§ **TASK REQUIREMENTS**
Beneath this task is a listing. State how many of its lines include the string "styles", giving nothing but the number.

● ● ● ●

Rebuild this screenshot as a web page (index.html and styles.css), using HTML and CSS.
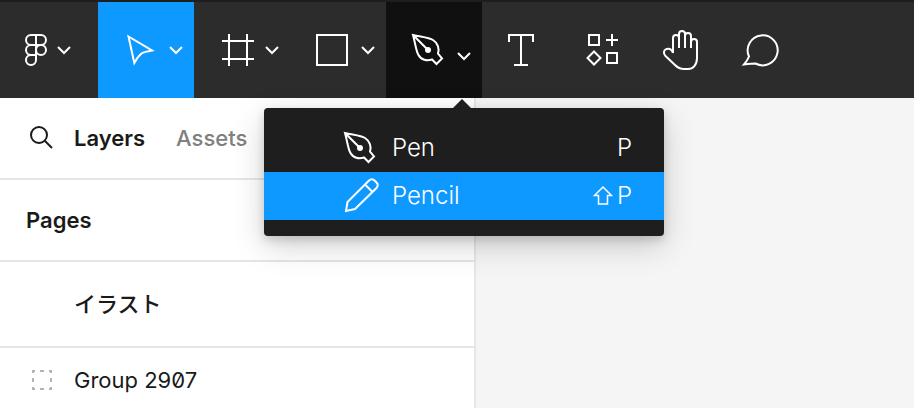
FILE: index.html
```html
<!DOCTYPE html>
<html lang="ja">
<head>
    <meta charset="UTF-8">
    <meta name="viewport" content="width=device-width, initial-scale=1.0">
    <title>Design Editor</title>

    <link rel="stylesheet" href="styles.css">
</head>
<body>
    <!-- Top toolbar -->
    <header class="toolbar">
        <button class="tool tool-main" aria-label="Main menu">
            <svg class="icon" width="32" height="48" viewBox="0 0 32 48">
                <path d="M16 9H11a5 5 0 0 0 0 10H16zM16 9H21a5 5 0 0 1 0 10H16zM16 19H11a5 5 0 0 0 0 10H16zM16 29H11a5 5 0 1 0 5 5z"/>
                <circle cx="21" cy="24" r="5"/>
            </svg>
            <svg class="icon" width="24" height="24" viewBox="0 0 24 24"><path d="M6 9L12 15L18 9"/></svg>
        </button>

        <button class="tool selected" aria-label="Move">
            <svg class="icon" width="48" height="48" viewBox="0 0 48 48">
                <path d="M12.5 10.5L36 24.5C30 25.5 28 26 25.5 27.5C23 29.5 21 32 18.3 37z"/>
            </svg>
            <svg class="icon" width="24" height="24" viewBox="0 0 24 24"><path d="M6 9L12 15L18 9"/></svg>
        </button>

        <button class="tool" aria-label="Frame">
            <svg class="icon" width="48" height="48" viewBox="0 0 48 48">
                <path d="M17 8V40M35 8V40M10 15H42M10 33H42"/>
            </svg>
            <svg class="icon" width="24" height="24" viewBox="0 0 24 24"><path d="M6 9L12 15L18 9"/></svg>
        </button>

        <button class="tool" aria-label="Rectangle">
            <svg class="icon" width="48" height="48" viewBox="0 0 48 48">
                <rect x="9" y="9" width="30" height="30"/>
            </svg>
            <svg class="icon" width="24" height="24" viewBox="0 0 24 24"><path d="M6 9L12 15L18 9"/></svg>
        </button>

        <div class="tool-group">
            <button class="tool open" aria-label="Drawing tools" aria-expanded="true">
                <svg class="icon" width="48" height="48" viewBox="0 0 48 48">
                    <path d="M9 9C18 11 25 11.5 29 14C34 17 35.5 23 34 27.5L38 32.5L32.5 38L28 33.5C23 35 17 34 14.5 29C12 25 11.5 18 9 9zM9 9L23 23"/>
                    <circle class="solid" cx="24" cy="24" r="3"/>
                </svg>
                <svg class="icon" width="24" height="36" viewBox="0 0 24 36"><path d="M6 21L12 27L18 21"/></svg>
            </button>

            <!-- Drawing tools dropdown -->
            <div class="menu" role="menu">
                <button class="menu-item" role="menuitem">
                    <svg class="icon" width="48" height="48" viewBox="0 0 48 48">
                        <path d="M9 9C18 11 25 11.5 29 14C34 17 35.5 23 34 27.5L38 32.5L32.5 38L28 33.5C23 35 17 34 14.5 29C12 25 11.5 18 9 9zM9 9L23 23"/>
                        <circle class="solid" cx="24" cy="24" r="3"/>
                    </svg>
                    <span>Pen</span>
                    <span class="shortcut">P</span>
                </button>
                <button class="menu-item active" role="menuitem">
                    <svg class="icon" width="48" height="48" viewBox="0 0 48 48">
                        <path d="M10 39L11.5 30L33 8.5Q36 6 38.5 8.5L40.5 10.5Q43 13 40.5 16L19 37zM29 12.5L36.5 20"/>
                    </svg>
                    <span>Pencil</span>
                    <span class="shortcut">
                        <svg class="icon shift" width="20" height="20" viewBox="0 0 20 20"><path d="M10 1L18.500 9.500H14.500V18H5.500V9.500H1.500z"/></svg>
                        P
                    </span>
                </button>
            </div>
        </div>

        <button class="tool tool-single" aria-label="Text">
            <svg class="icon" width="48" height="48" viewBox="0 0 48 48">
                <path d="M11 16V9H35V16M23 9V39M16 39H30"/>
            </svg>
        </button>

        <button class="tool tool-single" aria-label="Resources">
            <svg class="icon" width="48" height="48" viewBox="0 0 48 48">
                <path d="M11 9H21V19H11zM29 27H39V37H29zM34 8V20M28 14H40M16 25.5L22.5 32L16 38.5L9.5 32z"/>
            </svg>
        </button>

        <button class="tool tool-single" aria-label="Hand">
            <svg class="icon" width="48" height="48" viewBox="0 0 48 48">
                <path d="M15 27V12a3 3 0 0 1 6 0V22M21 12V8a3 3 0 0 1 6 0V22M27 10a3 3 0 0 1 6 0V22M33 16a3 3 0 0 1 6 0V32C39 39 35 43 30 43H26C22 43 19.500 41.500 17 39L7.500 30C5 27.500 5.500 24 8.500 23C12 22 14 24 15 27"/>
            </svg>
        </button>

        <button class="tool tool-single" aria-label="Comment">
            <svg class="icon" width="48" height="48" viewBox="0 0 48 48">
                <path d="M6 38.500C8.500 35.500 10 33 11 30.500A15 15 0 1 1 17.500 37.500C14 37.500 10 38 6 38.500z"/>
            </svg>
        </button>
    </header>

    <main class="workspace">
        <!-- Left panel -->
        <aside class="sidebar">
            <div class="row tabs">
                <button class="search" aria-label="Search">
                    <svg class="icon" width="32" height="32" viewBox="0 0 32 32">
                        <circle cx="13" cy="13" r="8"/>
                        <path d="M18.500 18.500L26 26"/>
                    </svg>
                </button>
                <button class="tab current">Layers</button>
                <button class="tab">Assets</button>
            </div>
            <h2 class="row heading">Pages</h2>
            <div class="row page">イラスト</div>
            <div class="row layer">
                <svg class="icon group-icon" width="32" height="32" viewBox="0 0 32 32">
                    <path d="M7 9V7H9M14 7H18M23 7H25V9M25 14V18M25 23V25H23M18 25H14M9 25H7V23M7 18V14"/>
                </svg>
                <span>Group 2907</span>
            </div>
        </aside>

        <section class="canvas"></section>
    </main>
</body>
</html>
```

FILE: styles.css
```css
* {
    margin: 0;
    padding: 0;
    box-sizing: border-box;
}

body {
    display: flex;
    flex-direction: column;
    height: 100vh;
    overflow: hidden;
    background: #f5f5f5;
    color: #1a1a1a;
    font-family: Inter, "Noto Sans CJK JP", sans-serif;
    font-size: 22px;
    line-height: 32px;
}

button {
    border: none;
    background: none;
    color: inherit;
    font: inherit;
    cursor: pointer;
}

.icon {
    display: block;
    flex-shrink: 0;
    fill: none;
    stroke: currentColor;
    stroke-width: 2;
}

.icon .solid {
    fill: currentColor;
    stroke: none;
}

/* Toolbar */
.toolbar {
    display: flex;
    flex-shrink: 0;
    background: #2c2c2c;
    border-top: 2px solid #1e1e1e;
    color: #fff;
}

.tool {
    display: flex;
    align-items: center;
    width: 96px;
    height: 96px;
    padding-left: 18px;
}

.tool-main {
    width: 98px;
    padding-left: 20px;
}

.tool-single {
    width: 80px;
    padding-left: 16px;
}

.tool.selected {
    background: #0d99ff;
}

.tool.open {
    background: #101010;
}

.tool-group {
    position: relative;
}

/* Dropdown menu */
.menu {
    position: absolute;
    top: 106px;
    right: -182px;
    z-index: 1;
    width: 400px;
    padding: 16px 0;
    background: #1e1e1e;
    border-radius: 4px;
    box-shadow: 0 10px 32px rgba(0, 0, 0, 0.18), 0 4px 10px rgba(0, 0, 0, 0.15);
}

/* Arrow pointing at the open tool */
.menu::before {
    content: "";
    position: absolute;
    bottom: 100%;
    left: 189px;
    border: 9px solid transparent;
    border-top: none;
    border-bottom-color: #1e1e1e;
}

.menu-item {
    display: flex;
    align-items: center;
    gap: 8px;
    width: 100%;
    height: 48px;
    padding: 0 32px 0 72px;
    font-size: 24px;
    font-weight: 300;
}

.menu-item.active {
    background: #0d99ff;
}

.shortcut {
    display: flex;
    align-items: center;
    gap: 4px;
    margin-left: auto;
}

.shift {
    stroke-width: 1.5;
}

/* Left panel */
.workspace {
    display: flex;
    flex: 1;
    min-height: 0;
}

.sidebar {
    width: 52.1%;
    background: #fff;
    border-right: 2px solid #e6e6e6;
}

.canvas {
    flex: 1;
    background: #f5f5f5;
}

.row {
    display: flex;
    align-items: center;
    padding: 24px 26px;
    border-bottom: 2px solid #e6e6e6;
}

.tabs {
    gap: 31px;
}

.search {
    margin-right: -15px;
}

.tab {
    color: #808080;
    font-weight: 500;
}

.tab.current {
    color: #1a1a1a;
    font-weight: 600;
}

.heading {
    font-size: 22px;
    font-weight: 600;
}

.page {
    padding: 26px 26px 26px 74px;
    font-weight: 500;
}

.layer {
    gap: 16px;
    padding: 16px 26px;
    border-bottom: none;
    font-feature-settings: "zero";
}

.group-icon {
    color: #b3b3b3;
}
```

● ● ● ●

§ **TASK OUTPUT**
3